Вечером королева давала торжественный банкет на сто шестьдесят персон. На следующий вечер Джордж и Лора Буш ответили на гостеприимство более скромным и камерным ужином у Уилла и Сары Фэриш в Уинфилд-Хаусе. В число шестидесяти приглашенных вошли такие выдающиеся американцы, проживающие в Британии, как сенатор Джордж Митчелл и Роз-Мари Браво, генеральный директор “Берберри”. “Напоминало встречу старых друзей, – говорит Кэтрин Фентон, секретарь Белого дома по протокольным вопросам. – Королева и герцог Эдинбургский тепло приветствовали Фэришей, много было смеха и радости” (67).

Протестующие на улицах всю неделю поносили не только Буша, но и Блэра, хотя премьер-министру в вину ставилось другое – затянутая лейбористами кампания по запрещению охоты на лис. Когда Блэр попробовал объяснить суть дела, Буш удивился: “Зачем вы вообще это начали?” (68) Президент, как отметил Блэр, “по обыкновению смотрел в корень”.

Предлагаемый запрет объединил борцов за права животных, переживающих за лис, которые гибли на охоте мучительной смертью, и противников аристократии.
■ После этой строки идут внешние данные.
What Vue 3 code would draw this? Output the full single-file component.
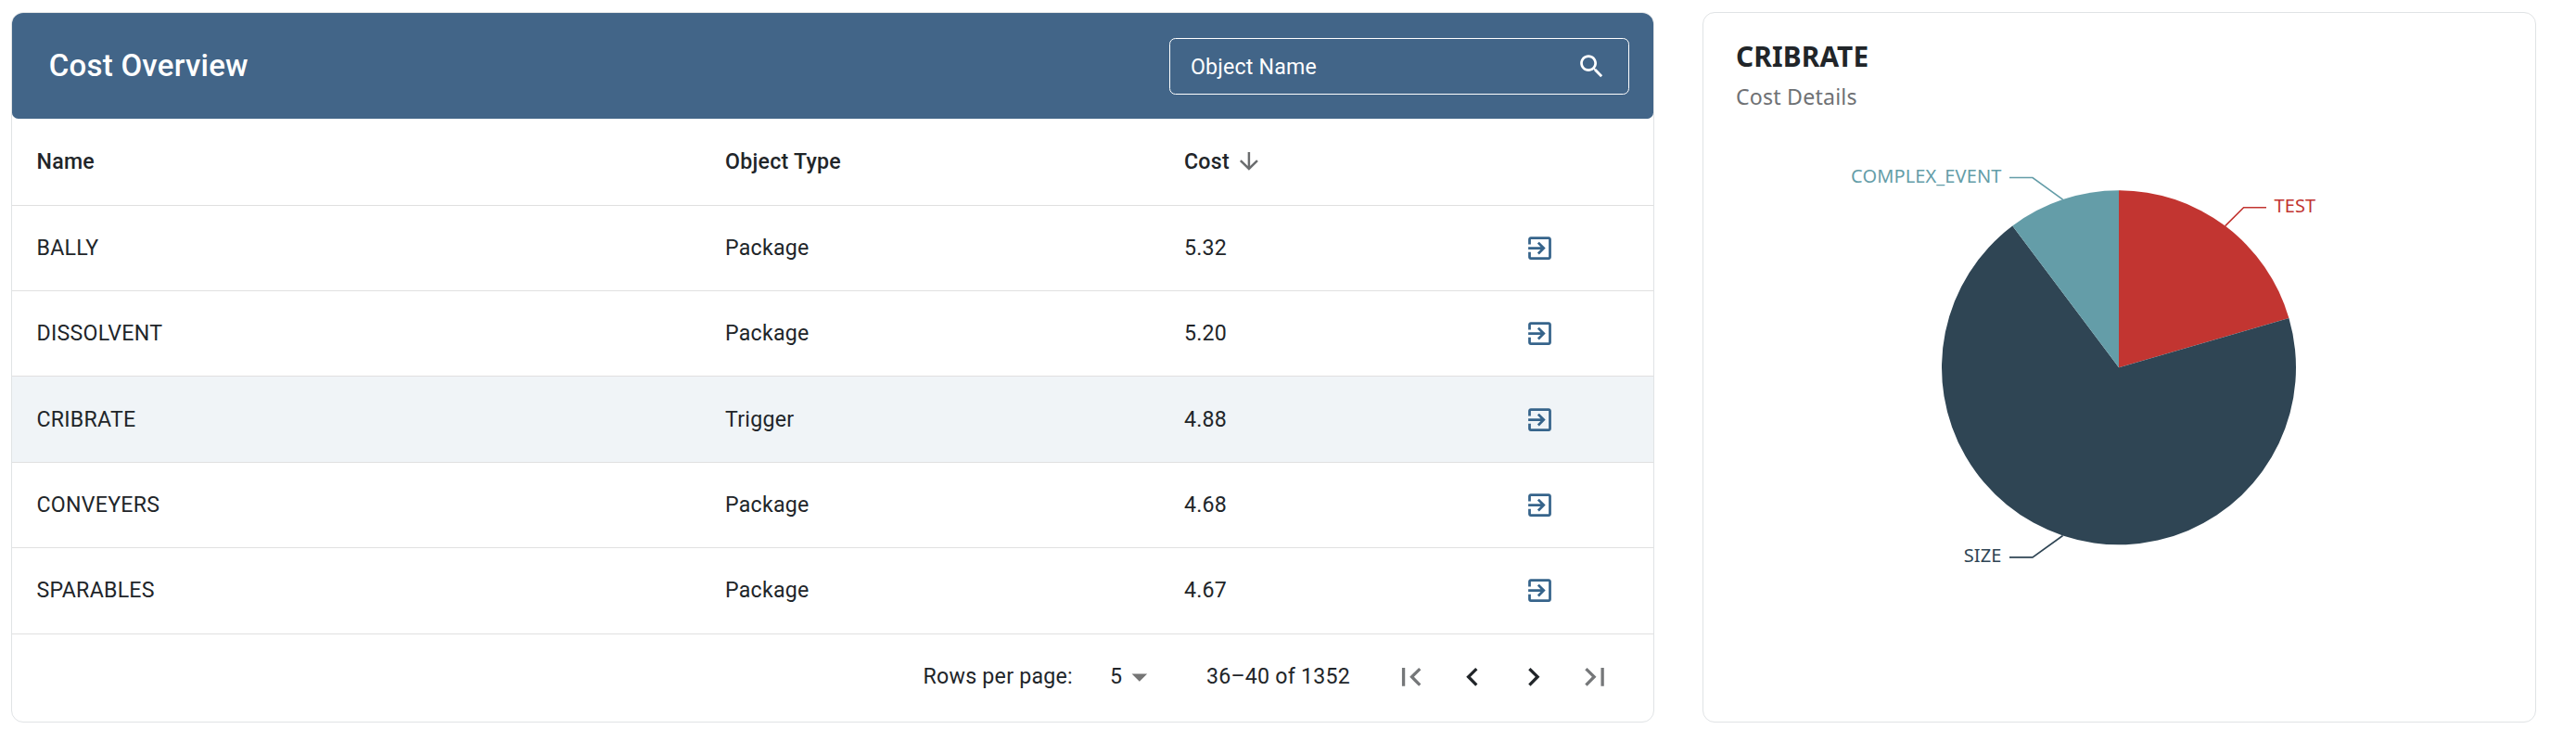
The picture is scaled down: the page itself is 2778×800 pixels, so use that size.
<script setup>
const rows = [
  { name: 'BALLY', type: 'Package', cost: '5.32' },
  { name: 'DISSOLVENT', type: 'Package', cost: '5.20' },
  { name: 'CRIBRATE', type: 'Trigger', cost: '4.88', selected: true },
  { name: 'CONVEYERS', type: 'Package', cost: '4.68' },
  { name: 'SPARABLES', type: 'Package', cost: '4.67' },
]

const pager = [
  { label: 'First page', muted: true, d: 'M18.41 16.59L13.82 12l4.59-4.59L17 6l-6 6 6 6zM6 6h2v12H6z' },
  { label: 'Previous page', muted: false, d: 'M15.41 7.41L14 6l-6 6 6 6 1.41-1.41L10.83 12z' },
  { label: 'Next page', muted: false, d: 'M10 6L8.59 7.41 13.17 12l-4.58 4.59L10 18l6-6z' },
  { label: 'Last page', muted: true, d: 'M5.59 7.41L10.18 12l-4.59 4.59L7 18l6-6-6-6zM16 6h2v12h-2z' },
]

// Pie geometry, in the coordinates of the chart's viewBox
const cx = 448
const cy = 258.3
const r = 191
const point = (deg) => {
  const a = (deg * Math.PI) / 180
  return [cx + r * Math.sin(a), cy - r * Math.cos(a)]
}
const slices = [
  { name: 'TEST', from: 0, to: 73.8, color: '#c23531', elbow: [582.6, 85.7], end: 607, tx: 615.5, ty: 91, anchor: 'start' },
  { name: 'SIZE', from: 73.8, to: 323.1, color: '#2f4554', elbow: [355, 462.8], end: 330, tx: 321.5, ty: 467.7, anchor: 'end' },
  { name: 'COMPLEX_EVENT', from: 323.1, to: 360, color: '#649da8', elbow: [355, 53.5], end: 330, tx: 321.5, ty: 59, anchor: 'end' },
].map((s) => {
  const [x1, y1] = point(s.from)
  const [x2, y2] = point(s.to)
  const [mx, my] = point((s.from + s.to) / 2)
  return {
    ...s,
    path: `M${cx} ${cy}L${x1} ${y1}A${r} ${r} 0 ${s.to - s.from > 180 ? 1 : 0} 1 ${x2} ${y2}Z`,
    leader: `${mx},${my} ${s.elbow[0]},${s.elbow[1]} ${s.end},${s.elbow[1]}`,
  }
})
</script>

<template>
  <main class="page">
    <section class="card overview">
      <header class="toolbar">
        <h1>Cost Overview</h1>
        <div class="search">
          <span>Object Name</span>
          <svg viewBox="0 0 24 24" width="33" height="33"><path d="M15.5 14h-.79l-.28-.27C15.41 12.59 16 11.11 16 9.5 16 5.91 13.09 3 9.5 3S3 5.91 3 9.5 5.91 16 9.5 16c1.61 0 3.09-.59 4.23-1.57l.27.28v.79l5 4.99L20.49 19l-4.99-5zm-6 0C7.01 14 5 11.99 5 9.5S7.01 5 9.5 5 14 7.01 14 9.5 11.99 14 9.5 14z" /></svg>
        </div>
      </header>
      <div class="row head">
        <span>Name</span>
        <span>Object Type</span>
        <span class="sort">Cost
          <svg viewBox="0 0 24 24" width="29.8" height="29.8"><path d="M20 12l-1.41-1.41L13 16.17V4h-2v12.17l-5.58-5.59L4 12l8 8 8-8z" /></svg>
        </span>
        <span></span>
      </div>
      <div v-for="row in rows" :key="row.name" class="row" :class="{ selected: row.selected }">
        <span>{{ row.name }}</span>
        <span>{{ row.type }}</span>
        <span>{{ row.cost }}</span>
        <svg class="open" viewBox="0 0 24 24" width="33" height="33"><path d="M10.09 15.59L11.5 17l5-5-5-5-1.41 1.41L12.67 11H3v2h9.67l-2.58 2.59zM19 3H5c-1.11 0-2 .9-2 2v4h2V5h14v14H5v-4H3v4c0 1.1.89 2 2 2h14c1.1 0 2-.9 2-2V5c0-1.1-.9-2-2-2z" /></svg>
      </div>
      <footer class="footer">
        <span class="label">Rows per page:</span>
        <span class="size">5<svg viewBox="0 0 24 24" width="39.7" height="39.7"><path d="M7 10l5 5 5-5z" /></svg></span>
        <span class="range">36–40 of 1352</span>
        <div class="pager">
          <svg v-for="p in pager" :key="p.label" :aria-label="p.label" :class="{ muted: p.muted }" viewBox="0 0 24 24" width="39.7" height="39.7"><path :d="p.d" /></svg>
        </div>
      </footer>
    </section>

    <section class="card details">
      <h2>CRIBRATE</h2>
      <p>Cost Details</p>
      <svg class="chart" viewBox="0 0 897 540" width="897" height="540">
        <path v-for="s in slices" :key="s.name" :d="s.path" :fill="s.color" />
        <g v-for="s in slices" :key="s.name">
          <polyline :points="s.leader" :stroke="s.color" fill="none" stroke-width="1.65" />
          <text :x="s.tx" :y="s.ty" :fill="s.color" :text-anchor="s.anchor">{{ s.name }}</text>
        </g>
      </svg>
    </section>
  </main>
</template>

<style>
body {
  background: #fff;
}
</style>

<style scoped>
.page {
  box-sizing: border-box;
  width: 2778px;
  height: 800px;
  padding: 13px 43px 21px 12px;
  display: grid;
  grid-template-columns: 1772px 899px;
  column-gap: 52px;
  background: #fff;
  color: #212529;
  font-family: Roboto, "Liberation Sans", sans-serif;
  font-size: 23.15px;
}
.card {
  box-sizing: border-box;
  height: 766px;
  border: 1px solid #e0e3e5;
  border-radius: 13px;
  overflow: hidden;
  background: #fff;
}
.toolbar {
  box-sizing: border-box;
  height: 114px;
  padding: 0 26.5px 0 39.7px;
  display: flex;
  align-items: center;
  justify-content: space-between;
  background: #426588;
  border-radius: 0 0 6.6px 6.6px;
  color: #fff;
}
h1 {
  margin: 0;
  font-size: 33px;
  font-weight: 500;
  line-height: 52px;
  letter-spacing: 0.25px;
}
.search {
  box-sizing: border-box;
  width: 496px;
  height: 61px;
  padding: 0 22.5px;
  display: flex;
  align-items: center;
  justify-content: space-between;
  border: 1px solid #fff;
  border-radius: 6.6px;
  letter-spacing: 0.2px;
}
.search span {
  padding-top: 2px;
}
svg {
  display: block;
  flex: none;
  fill: currentColor;
}
.row {
  box-sizing: border-box;
  height: 92.4px;
  padding-left: 26.5px;
  display: grid;
  grid-template-columns: 742.5px 495px 367.2px 1fr;
  align-items: center;
  border-bottom: 1px solid #e0e0e0;
  letter-spacing: 0.25px;
}
.head {
  height: 93.6px;
  font-weight: 500;
}
.sort {
  display: flex;
  align-items: center;
  gap: 6.6px;
}
.sort svg {
  color: #6b6d6f;
}
.selected {
  background: #f0f4f7;
}
.open {
  color: #36648b;
}
.footer {
  height: 92.4px;
  padding-right: 30px;
  display: flex;
  align-items: center;
  justify-content: flex-end;
  letter-spacing: 0.25px;
}
.label {
  margin-right: 40px;
}
.size {
  display: flex;
  align-items: center;
  margin-right: 52px;
}
.size svg {
  margin-left: -1px;
  color: #757575;
}
.range {
  margin-right: 33px;
}
.pager {
  display: flex;
  padding: 0 13px;
  gap: 26.4px;
}
.muted {
  color: #757779;
}
.details {
  font-family: "Noto Sans", sans-serif;
}
h2 {
  margin: 26px 0 0 35px;
  font-size: 29.8px;
  line-height: 42px;
  font-weight: 700;
  letter-spacing: 0.15px;
}
p {
  margin: 5px 0 0 35px;
  font-size: 23.15px;
  line-height: 34px;
  color: #6f7174;
  letter-spacing: 0.2px;
}
.chart {
  margin-top: 17px;
  font-size: 20px;
  letter-spacing: 0.12px;
}
</style>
Блэр видел в этом шаге исключительно политическую уловку, призванную умаслить левое крыло партии. Дебаты по поводу запрета растянулись (69) на семь с лишним сотен парламентских часов – так долго не обсуждался ни один законопроект блэровской эпохи. Кроме того, он вызвал серию протестов лондонского “сельского альянса”, собиравшего огромные толпы мирных демонстрантов – от земельных аристократов до скромных сельских жителей, зарабатывавших этой охотой себе на жизнь. И хотя принц Уэльский к протестующим не примкнул, он, будучи, как и его сыновья, заядлым охотником, открыто выступал в защиту этого хобби, сообщив Тони Блэру, что запрет “абсурден” (70). Блэр, в свою очередь, посоветовал Чарльзу не “ввязываться в политические игры” (71). Преобладающее в королевской семье мнение выразила София Уэссекская: “Охота на лис – это всего лишь отстрел вредителей, но люди привыкли считать ее пустой забавой дармоедов-аристократов” (72), добавив, что Блэр “ничего не смыслит в сельском хозяйстве”. Позже премьер признал ее правоту (73).